Secretary WIRTZ. My suggestion is not to give you a lesser answer, but to give you a full answer, because I agree completely with what has just been said, and we would be happy to supply the answer, which is really an interpretation of subsection (r).

Mr. DENT. Do we not have some kind of a regulation or some knowledge of what we do in the matter of retail establishments now, that have concessions, for instance, for shoe departments that come in, and concessions for optometrists?

Many of the large stores will give a separate concession. Do we not just consider the income from that to the enterprise itself, rather than the gross of the concessionnaire?

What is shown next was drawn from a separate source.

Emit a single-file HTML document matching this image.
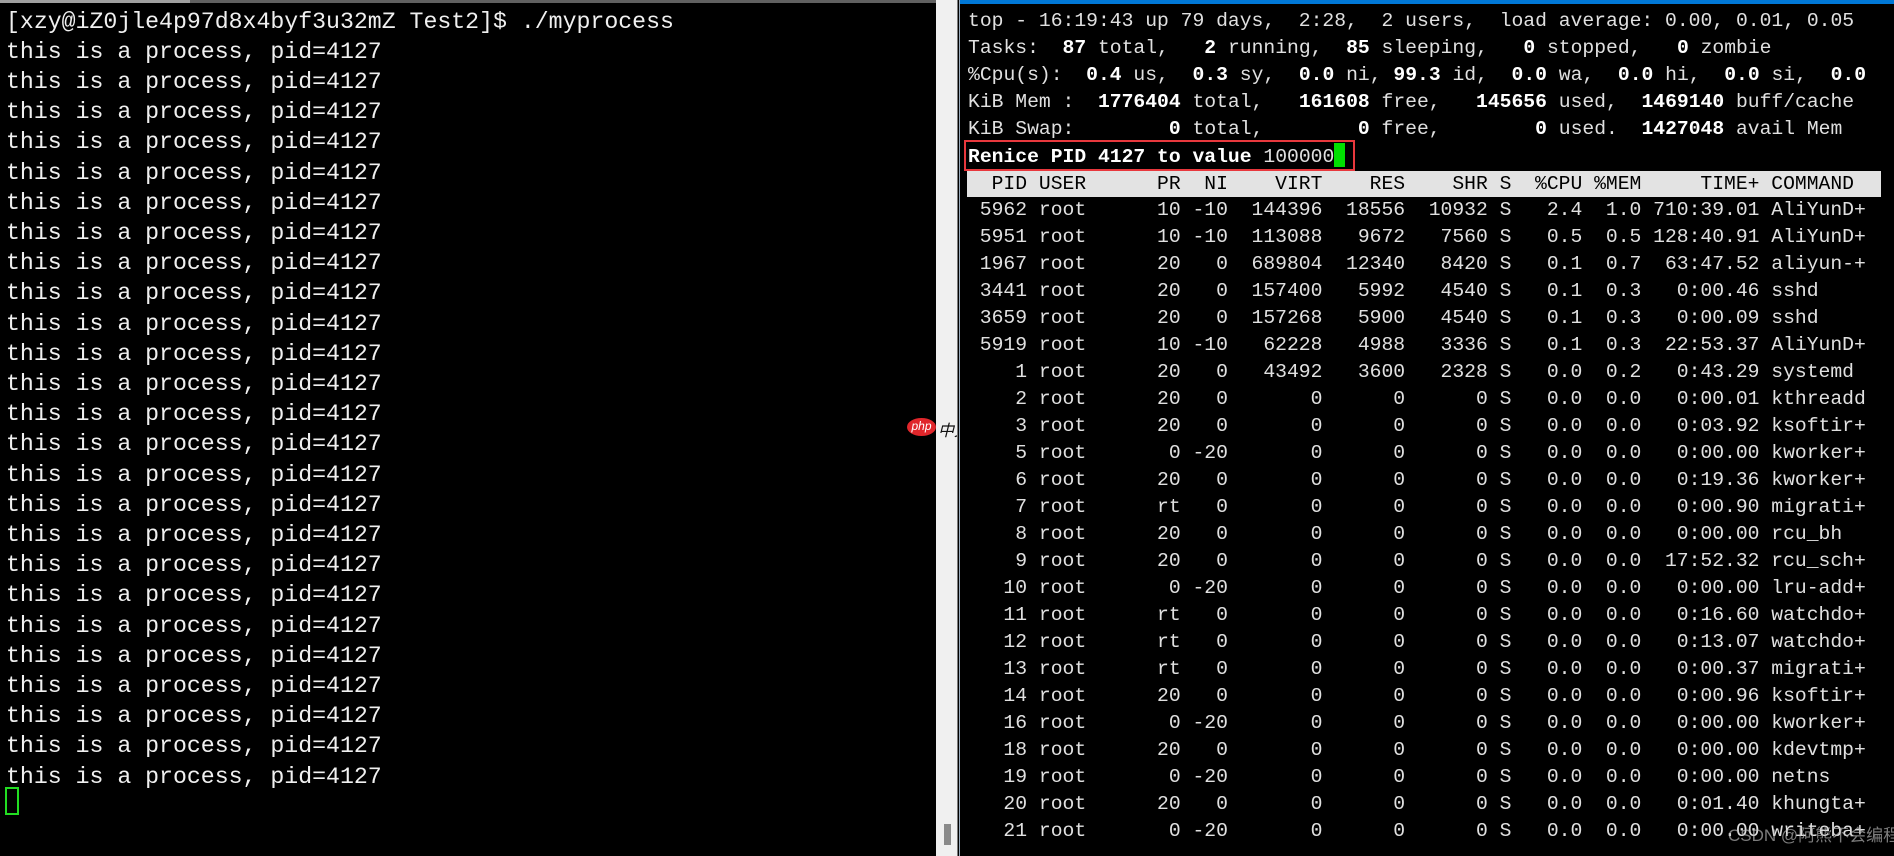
<!DOCTYPE html>
<html><head><meta charset="utf-8"><style>
*{margin:0;padding:0;box-sizing:border-box}
body{width:1894px;height:856px;background:#000;position:relative;overflow:hidden;font-family:"Liberation Mono",monospace}
#L{position:absolute;left:6px;top:6.6px;font-size:23.2px;line-height:30.2px;color:#f0f0f0;white-space:pre}
#R{position:absolute;left:968px;top:8.2px;font-size:19.7px;line-height:27px;color:#e0e0e0}
#R>div{white-space:pre;height:27px}
#R b{color:#fff}
.r span{display:inline-block;text-align:right}
.a{width:5ch}.u{width:9ch;text-align:left!important;padding-left:1ch}.p{width:4ch}.n{width:4ch}.v{width:8ch}.s7{width:7ch}.st{width:2ch}.c{width:6ch}.m{width:5ch}.t{width:10ch}.cm{text-align:left!important;padding-left:1ch}
#R>.hd{background:#e3e3e3;color:#000;width:914px;margin-left:-1px;padding-left:1px;height:26px;margin-top:1px}
</style></head><body>
<div style="position:absolute;left:0;top:0;width:190px;height:3px;background:#a0a0a0"></div>
<div style="position:absolute;left:190px;top:0;width:746px;height:3px;background:#606060"></div>
<div style="position:absolute;left:960px;top:0;width:934px;height:4px;background:#0078d7"></div>
<div style="position:absolute;left:936px;top:0;width:22px;height:856px;background:#f0f0f0"></div>
<div style="position:absolute;left:957px;top:0;width:1px;height:856px;background:#7a7a7a"></div>
<div style="position:absolute;left:959px;top:0;width:1px;height:856px;background:#9ab"></div>
<div style="position:absolute;left:944px;top:824px;width:7px;height:21px;background:#8a8a8a"></div>
<div style="position:absolute;left:907px;top:418px;width:29px;height:18px;border-radius:50%;background:#e0262b;color:#fff;font:italic 12px 'Liberation Sans',sans-serif;text-align:center;line-height:17px">php</div>
<div style="position:absolute;left:938px;top:417px;width:19px;overflow:hidden;font:italic 16px 'Noto Sans CJK SC',sans-serif;color:#111;white-space:nowrap">中文</div>
<div id="L">[xzy@iZ0jle4p97d8x4byf3u32mZ Test2]$ ./myprocess
this is a process, pid=4127
this is a process, pid=4127
this is a process, pid=4127
this is a process, pid=4127
this is a process, pid=4127
this is a process, pid=4127
this is a process, pid=4127
this is a process, pid=4127
this is a process, pid=4127
this is a process, pid=4127
this is a process, pid=4127
this is a process, pid=4127
this is a process, pid=4127
this is a process, pid=4127
this is a process, pid=4127
this is a process, pid=4127
this is a process, pid=4127
this is a process, pid=4127
this is a process, pid=4127
this is a process, pid=4127
this is a process, pid=4127
this is a process, pid=4127
this is a process, pid=4127
this is a process, pid=4127
this is a process, pid=4127</div>
<div style="position:absolute;left:5px;top:787px;width:14px;height:28px;border:2px solid #22dd22"></div>
<div id="R"><div>top - 16:19:43 up 79 days,  2:28,  2 users,  load average: 0.00, 0.01, 0.05</div><div>Tasks: <b> 87</b> total, <b>  2</b> running, <b> 85</b> sleeping, <b>  0</b> stopped, <b>  0</b> zombie</div><div>%Cpu(s): <b> 0.4</b> us, <b> 0.3</b> sy, <b> 0.0</b> ni, <b>99.3</b> id, <b> 0.0</b> wa, <b> 0.0</b> hi, <b> 0.0</b> si, <b> 0.0</b></div><div>KiB Mem : <b> 1776404</b> total, <b>  161608</b> free, <b>  145656</b> used, <b> 1469140</b> buff/cache</div><div>KiB Swap:<b>        0</b> total, <b>       0</b> free, <b>       0</b> used. <b> 1427048</b> avail Mem</div><div><b>Renice PID 4127 to value </b>100000<span style="display:inline-block;width:11px;height:24px;background:#00e000;vertical-align:-5px"></span></div><div class="r hd"><span class="a">PID</span><span class="u">USER</span><span class="p">PR</span><span class="n">NI</span><span class="v">VIRT</span><span class="s7">RES</span><span class="s7">SHR</span><span class="st">S</span><span class="c">%CPU</span><span class="m">%MEM</span><span class="t">TIME+</span><span class="cm">COMMAND</span></div><div class="r"><span class="a">5962</span><span class="u">root</span><span class="p">10</span><span class="n">-10</span><span class="v">144396</span><span class="s7">18556</span><span class="s7">10932</span><span class="st">S</span><span class="c">2.4</span><span class="m">1.0</span><span class="t">710:39.01</span><span class="cm">AliYunD+</span></div><div class="r"><span class="a">5951</span><span class="u">root</span><span class="p">10</span><span class="n">-10</span><span class="v">113088</span><span class="s7">9672</span><span class="s7">7560</span><span class="st">S</span><span class="c">0.5</span><span class="m">0.5</span><span class="t">128:40.91</span><span class="cm">AliYunD+</span></div><div class="r"><span class="a">1967</span><span class="u">root</span><span class="p">20</span><span class="n">0</span><span class="v">689804</span><span class="s7">12340</span><span class="s7">8420</span><span class="st">S</span><span class="c">0.1</span><span class="m">0.7</span><span class="t">63:47.52</span><span class="cm">aliyun-+</span></div><div class="r"><span class="a">3441</span><span class="u">root</span><span class="p">20</span><span class="n">0</span><span class="v">157400</span><span class="s7">5992</span><span class="s7">4540</span><span class="st">S</span><span class="c">0.1</span><span class="m">0.3</span><span class="t">0:00.46</span><span class="cm">sshd</span></div><div class="r"><span class="a">3659</span><span class="u">root</span><span class="p">20</span><span class="n">0</span><span class="v">157268</span><span class="s7">5900</span><span class="s7">4540</span><span class="st">S</span><span class="c">0.1</span><span class="m">0.3</span><span class="t">0:00.09</span><span class="cm">sshd</span></div><div class="r"><span class="a">5919</span><span class="u">root</span><span class="p">10</span><span class="n">-10</span><span class="v">62228</span><span class="s7">4988</span><span class="s7">3336</span><span class="st">S</span><span class="c">0.1</span><span class="m">0.3</span><span class="t">22:53.37</span><span class="cm">AliYunD+</span></div><div class="r"><span class="a">1</span><span class="u">root</span><span class="p">20</span><span class="n">0</span><span class="v">43492</span><span class="s7">3600</span><span class="s7">2328</span><span class="st">S</span><span class="c">0.0</span><span class="m">0.2</span><span class="t">0:43.29</span><span class="cm">systemd</span></div><div class="r"><span class="a">2</span><span class="u">root</span><span class="p">20</span><span class="n">0</span><span class="v">0</span><span class="s7">0</span><span class="s7">0</span><span class="st">S</span><span class="c">0.0</span><span class="m">0.0</span><span class="t">0:00.01</span><span class="cm">kthreadd</span></div><div class="r"><span class="a">3</span><span class="u">root</span><span class="p">20</span><span class="n">0</span><span class="v">0</span><span class="s7">0</span><span class="s7">0</span><span class="st">S</span><span class="c">0.0</span><span class="m">0.0</span><span class="t">0:03.92</span><span class="cm">ksoftir+</span></div><div class="r"><span class="a">5</span><span class="u">root</span><span class="p">0</span><span class="n">-20</span><span class="v">0</span><span class="s7">0</span><span class="s7">0</span><span class="st">S</span><span class="c">0.0</span><span class="m">0.0</span><span class="t">0:00.00</span><span class="cm">kworker+</span></div><div class="r"><span class="a">6</span><span class="u">root</span><span class="p">20</span><span class="n">0</span><span class="v">0</span><span class="s7">0</span><span class="s7">0</span><span class="st">S</span><span class="c">0.0</span><span class="m">0.0</span><span class="t">0:19.36</span><span class="cm">kworker+</span></div><div class="r"><span class="a">7</span><span class="u">root</span><span class="p">rt</span><span class="n">0</span><span class="v">0</span><span class="s7">0</span><span class="s7">0</span><span class="st">S</span><span class="c">0.0</span><span class="m">0.0</span><span class="t">0:00.90</span><span class="cm">migrati+</span></div><div class="r"><span class="a">8</span><span class="u">root</span><span class="p">20</span><span class="n">0</span><span class="v">0</span><span class="s7">0</span><span class="s7">0</span><span class="st">S</span><span class="c">0.0</span><span class="m">0.0</span><span class="t">0:00.00</span><span class="cm">rcu_bh</span></div><div class="r"><span class="a">9</span><span class="u">root</span><span class="p">20</span><span class="n">0</span><span class="v">0</span><span class="s7">0</span><span class="s7">0</span><span class="st">S</span><span class="c">0.0</span><span class="m">0.0</span><span class="t">17:52.32</span><span class="cm">rcu_sch+</span></div><div class="r"><span class="a">10</span><span class="u">root</span><span class="p">0</span><span class="n">-20</span><span class="v">0</span><span class="s7">0</span><span class="s7">0</span><span class="st">S</span><span class="c">0.0</span><span class="m">0.0</span><span class="t">0:00.00</span><span class="cm">lru-add+</span></div><div class="r"><span class="a">11</span><span class="u">root</span><span class="p">rt</span><span class="n">0</span><span class="v">0</span><span class="s7">0</span><span class="s7">0</span><span class="st">S</span><span class="c">0.0</span><span class="m">0.0</span><span class="t">0:16.60</span><span class="cm">watchdo+</span></div><div class="r"><span class="a">12</span><span class="u">root</span><span class="p">rt</span><span class="n">0</span><span class="v">0</span><span class="s7">0</span><span class="s7">0</span><span class="st">S</span><span class="c">0.0</span><span class="m">0.0</span><span class="t">0:13.07</span><span class="cm">watchdo+</span></div><div class="r"><span class="a">13</span><span class="u">root</span><span class="p">rt</span><span class="n">0</span><span class="v">0</span><span class="s7">0</span><span class="s7">0</span><span class="st">S</span><span class="c">0.0</span><span class="m">0.0</span><span class="t">0:00.37</span><span class="cm">migrati+</span></div><div class="r"><span class="a">14</span><span class="u">root</span><span class="p">20</span><span class="n">0</span><span class="v">0</span><span class="s7">0</span><span class="s7">0</span><span class="st">S</span><span class="c">0.0</span><span class="m">0.0</span><span class="t">0:00.96</span><span class="cm">ksoftir+</span></div><div class="r"><span class="a">16</span><span class="u">root</span><span class="p">0</span><span class="n">-20</span><span class="v">0</span><span class="s7">0</span><span class="s7">0</span><span class="st">S</span><span class="c">0.0</span><span class="m">0.0</span><span class="t">0:00.00</span><span class="cm">kworker+</span></div><div class="r"><span class="a">18</span><span class="u">root</span><span class="p">20</span><span class="n">0</span><span class="v">0</span><span class="s7">0</span><span class="s7">0</span><span class="st">S</span><span class="c">0.0</span><span class="m">0.0</span><span class="t">0:00.00</span><span class="cm">kdevtmp+</span></div><div class="r"><span class="a">19</span><span class="u">root</span><span class="p">0</span><span class="n">-20</span><span class="v">0</span><span class="s7">0</span><span class="s7">0</span><span class="st">S</span><span class="c">0.0</span><span class="m">0.0</span><span class="t">0:00.00</span><span class="cm">netns</span></div><div class="r"><span class="a">20</span><span class="u">root</span><span class="p">20</span><span class="n">0</span><span class="v">0</span><span class="s7">0</span><span class="s7">0</span><span class="st">S</span><span class="c">0.0</span><span class="m">0.0</span><span class="t">0:01.40</span><span class="cm">khungta+</span></div><div class="r"><span class="a">21</span><span class="u">root</span><span class="p">0</span><span class="n">-20</span><span class="v">0</span><span class="s7">0</span><span class="s7">0</span><span class="st">S</span><span class="c">0.0</span><span class="m">0.0</span><span class="t">0:00.00</span><span class="cm">writeba+</span></div></div>
<div style="position:absolute;left:964px;top:140px;width:391px;height:31px;border:2px solid #e8383d"></div>
<div style="position:absolute;left:1728px;top:821px;font:17px 'Liberation Sans','Noto Sans CJK SC',sans-serif;color:rgba(190,190,190,0.65);white-space:nowrap">CSDN @阿熊不会编程</div>
</body></html>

Mr. LUNDQUIST. Generally, we consider leased departments as part of the enterprise in which they have this lease.

Mr. ROOSEVELT. You mean the gross income of the leased part? Mr. LUNDQUIST. Oh, yes; for purposes of determining the milliondollar enterprise test. And these views are stated in our interpretative bulletin on retail and service establishments.

We have, as the Secretary pointed out, need for analyzing these things carefully, but we have said a number of things already about the leased departments in our Bulletin 779.

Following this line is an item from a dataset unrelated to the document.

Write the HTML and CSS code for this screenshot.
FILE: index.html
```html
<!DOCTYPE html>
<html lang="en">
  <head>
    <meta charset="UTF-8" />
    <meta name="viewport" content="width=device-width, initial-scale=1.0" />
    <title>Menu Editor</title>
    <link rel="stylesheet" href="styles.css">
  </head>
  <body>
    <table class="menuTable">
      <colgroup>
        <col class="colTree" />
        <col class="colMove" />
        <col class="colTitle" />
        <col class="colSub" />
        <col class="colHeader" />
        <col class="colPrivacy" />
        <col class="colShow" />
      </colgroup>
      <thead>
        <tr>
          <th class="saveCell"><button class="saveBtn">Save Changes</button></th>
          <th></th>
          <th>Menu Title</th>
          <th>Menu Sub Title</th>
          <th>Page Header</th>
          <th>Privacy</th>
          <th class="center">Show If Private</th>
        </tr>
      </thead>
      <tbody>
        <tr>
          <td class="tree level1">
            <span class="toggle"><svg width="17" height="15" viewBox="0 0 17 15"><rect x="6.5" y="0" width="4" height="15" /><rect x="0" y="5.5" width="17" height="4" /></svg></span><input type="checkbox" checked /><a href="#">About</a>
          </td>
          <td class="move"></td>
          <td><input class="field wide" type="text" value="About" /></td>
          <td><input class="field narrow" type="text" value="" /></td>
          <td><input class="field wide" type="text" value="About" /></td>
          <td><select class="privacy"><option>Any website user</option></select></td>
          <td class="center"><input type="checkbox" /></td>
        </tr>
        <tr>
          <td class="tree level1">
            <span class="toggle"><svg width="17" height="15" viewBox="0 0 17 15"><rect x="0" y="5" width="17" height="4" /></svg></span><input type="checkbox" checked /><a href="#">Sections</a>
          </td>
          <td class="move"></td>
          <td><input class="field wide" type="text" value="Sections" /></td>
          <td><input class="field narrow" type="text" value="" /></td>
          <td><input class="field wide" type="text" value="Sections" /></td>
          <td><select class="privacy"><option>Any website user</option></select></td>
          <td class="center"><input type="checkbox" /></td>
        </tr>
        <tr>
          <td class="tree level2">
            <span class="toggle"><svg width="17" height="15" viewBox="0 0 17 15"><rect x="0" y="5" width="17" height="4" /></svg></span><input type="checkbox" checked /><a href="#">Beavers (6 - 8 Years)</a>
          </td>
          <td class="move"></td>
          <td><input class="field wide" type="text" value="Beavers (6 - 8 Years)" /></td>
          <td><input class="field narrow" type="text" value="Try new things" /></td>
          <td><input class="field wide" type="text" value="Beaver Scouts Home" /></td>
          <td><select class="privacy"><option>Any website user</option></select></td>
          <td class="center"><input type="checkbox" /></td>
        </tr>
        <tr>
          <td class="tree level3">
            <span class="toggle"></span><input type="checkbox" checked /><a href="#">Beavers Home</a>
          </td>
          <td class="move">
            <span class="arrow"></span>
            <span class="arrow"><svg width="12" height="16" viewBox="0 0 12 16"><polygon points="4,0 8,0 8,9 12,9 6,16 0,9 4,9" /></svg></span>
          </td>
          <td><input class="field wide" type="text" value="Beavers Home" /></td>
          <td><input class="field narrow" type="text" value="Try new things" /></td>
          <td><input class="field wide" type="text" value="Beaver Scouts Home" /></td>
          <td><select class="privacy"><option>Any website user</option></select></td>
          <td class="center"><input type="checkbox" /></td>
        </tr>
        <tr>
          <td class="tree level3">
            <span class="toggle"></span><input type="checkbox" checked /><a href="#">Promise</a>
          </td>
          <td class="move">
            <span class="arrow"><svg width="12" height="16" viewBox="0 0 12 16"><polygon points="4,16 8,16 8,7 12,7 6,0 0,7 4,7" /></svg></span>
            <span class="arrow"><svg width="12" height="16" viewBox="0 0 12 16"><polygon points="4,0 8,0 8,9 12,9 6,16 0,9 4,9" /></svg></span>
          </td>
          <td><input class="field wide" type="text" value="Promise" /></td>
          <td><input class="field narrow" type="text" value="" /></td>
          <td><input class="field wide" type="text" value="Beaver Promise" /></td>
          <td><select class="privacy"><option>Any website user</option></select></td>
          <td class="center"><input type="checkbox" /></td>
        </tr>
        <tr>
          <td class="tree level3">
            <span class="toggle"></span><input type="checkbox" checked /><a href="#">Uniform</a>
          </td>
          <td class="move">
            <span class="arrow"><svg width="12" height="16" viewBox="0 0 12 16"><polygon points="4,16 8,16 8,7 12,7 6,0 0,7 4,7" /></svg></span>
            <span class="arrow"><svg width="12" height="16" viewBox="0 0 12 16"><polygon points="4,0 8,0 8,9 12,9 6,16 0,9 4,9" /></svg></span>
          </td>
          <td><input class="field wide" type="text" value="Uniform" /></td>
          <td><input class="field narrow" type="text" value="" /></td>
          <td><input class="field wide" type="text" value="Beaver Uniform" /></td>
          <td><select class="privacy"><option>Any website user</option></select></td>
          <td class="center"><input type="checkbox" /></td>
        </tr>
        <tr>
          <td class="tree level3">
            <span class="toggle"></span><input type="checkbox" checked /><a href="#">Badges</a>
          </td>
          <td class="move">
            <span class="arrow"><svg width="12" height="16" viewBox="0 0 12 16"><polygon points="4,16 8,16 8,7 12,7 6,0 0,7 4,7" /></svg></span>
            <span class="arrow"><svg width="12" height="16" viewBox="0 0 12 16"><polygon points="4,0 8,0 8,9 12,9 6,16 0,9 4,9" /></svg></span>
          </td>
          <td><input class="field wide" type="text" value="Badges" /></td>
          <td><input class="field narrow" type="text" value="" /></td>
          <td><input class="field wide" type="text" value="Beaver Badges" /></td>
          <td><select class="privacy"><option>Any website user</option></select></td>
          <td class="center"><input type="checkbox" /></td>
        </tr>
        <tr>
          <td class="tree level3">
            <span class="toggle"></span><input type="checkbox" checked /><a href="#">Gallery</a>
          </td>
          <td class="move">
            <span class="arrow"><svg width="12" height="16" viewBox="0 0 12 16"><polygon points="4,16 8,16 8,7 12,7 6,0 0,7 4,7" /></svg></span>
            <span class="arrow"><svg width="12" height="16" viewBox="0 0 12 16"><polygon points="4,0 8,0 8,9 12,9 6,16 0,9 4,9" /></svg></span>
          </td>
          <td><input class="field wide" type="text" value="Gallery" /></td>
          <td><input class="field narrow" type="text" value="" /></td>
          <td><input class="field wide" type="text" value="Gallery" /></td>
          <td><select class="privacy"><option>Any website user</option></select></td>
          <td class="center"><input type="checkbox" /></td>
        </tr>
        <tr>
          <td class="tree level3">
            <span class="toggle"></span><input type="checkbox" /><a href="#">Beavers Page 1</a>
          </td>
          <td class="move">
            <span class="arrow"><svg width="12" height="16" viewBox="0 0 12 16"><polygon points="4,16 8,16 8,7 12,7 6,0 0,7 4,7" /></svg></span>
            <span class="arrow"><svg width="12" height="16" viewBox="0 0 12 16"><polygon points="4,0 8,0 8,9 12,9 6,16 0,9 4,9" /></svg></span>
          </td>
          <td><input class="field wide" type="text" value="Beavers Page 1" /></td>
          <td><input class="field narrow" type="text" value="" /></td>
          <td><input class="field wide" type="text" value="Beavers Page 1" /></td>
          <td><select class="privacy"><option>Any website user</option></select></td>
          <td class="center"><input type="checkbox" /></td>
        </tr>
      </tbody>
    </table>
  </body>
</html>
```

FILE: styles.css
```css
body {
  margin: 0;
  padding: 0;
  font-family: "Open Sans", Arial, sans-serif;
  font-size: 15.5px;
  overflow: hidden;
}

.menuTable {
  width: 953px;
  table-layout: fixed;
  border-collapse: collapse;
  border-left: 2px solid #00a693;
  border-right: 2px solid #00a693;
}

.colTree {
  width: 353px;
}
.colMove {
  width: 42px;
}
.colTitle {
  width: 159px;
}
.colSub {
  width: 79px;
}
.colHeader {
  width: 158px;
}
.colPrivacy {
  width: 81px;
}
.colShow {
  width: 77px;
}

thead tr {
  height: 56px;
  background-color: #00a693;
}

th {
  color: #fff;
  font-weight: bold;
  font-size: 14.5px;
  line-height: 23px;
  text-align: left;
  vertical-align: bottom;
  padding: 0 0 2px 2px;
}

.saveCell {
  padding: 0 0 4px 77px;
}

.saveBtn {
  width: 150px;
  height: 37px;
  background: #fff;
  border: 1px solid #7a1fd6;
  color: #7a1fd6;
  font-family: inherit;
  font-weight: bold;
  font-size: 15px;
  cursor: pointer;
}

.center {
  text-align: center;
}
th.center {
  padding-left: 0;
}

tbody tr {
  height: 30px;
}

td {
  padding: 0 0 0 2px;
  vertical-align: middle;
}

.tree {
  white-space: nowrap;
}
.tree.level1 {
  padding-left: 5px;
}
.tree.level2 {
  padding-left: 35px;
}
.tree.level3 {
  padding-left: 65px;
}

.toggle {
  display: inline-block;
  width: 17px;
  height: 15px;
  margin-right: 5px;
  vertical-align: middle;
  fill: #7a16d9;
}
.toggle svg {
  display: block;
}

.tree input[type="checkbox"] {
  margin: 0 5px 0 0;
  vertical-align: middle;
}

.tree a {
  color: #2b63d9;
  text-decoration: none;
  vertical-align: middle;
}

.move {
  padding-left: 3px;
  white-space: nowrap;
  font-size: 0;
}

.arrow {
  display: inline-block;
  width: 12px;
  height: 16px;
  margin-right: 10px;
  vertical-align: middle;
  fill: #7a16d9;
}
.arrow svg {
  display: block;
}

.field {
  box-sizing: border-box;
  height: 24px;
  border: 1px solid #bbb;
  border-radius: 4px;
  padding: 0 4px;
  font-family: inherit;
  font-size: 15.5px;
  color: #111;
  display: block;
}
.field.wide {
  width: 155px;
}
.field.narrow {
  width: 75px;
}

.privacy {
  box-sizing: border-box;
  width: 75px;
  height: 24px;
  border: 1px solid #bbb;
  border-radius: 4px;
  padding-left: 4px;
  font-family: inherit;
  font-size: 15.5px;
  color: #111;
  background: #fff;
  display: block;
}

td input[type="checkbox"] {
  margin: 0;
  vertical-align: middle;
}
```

Mr. ROOSEVELT. 779? Will counsel make a study of that?

Mr. MARTIN. I was going to make that point, Mr. Lundquist. We discussed this matter with you in an executive hearing a while ago. Your ruling was, I believe, that these leased departments in the store were covered by the act even though they did not do the volume of business, a quarter of a million dollars, or a million dollars, unless they had an entrance separate from the main store. That was one of the stipulations contained in the ruling which you published in the Federal Register.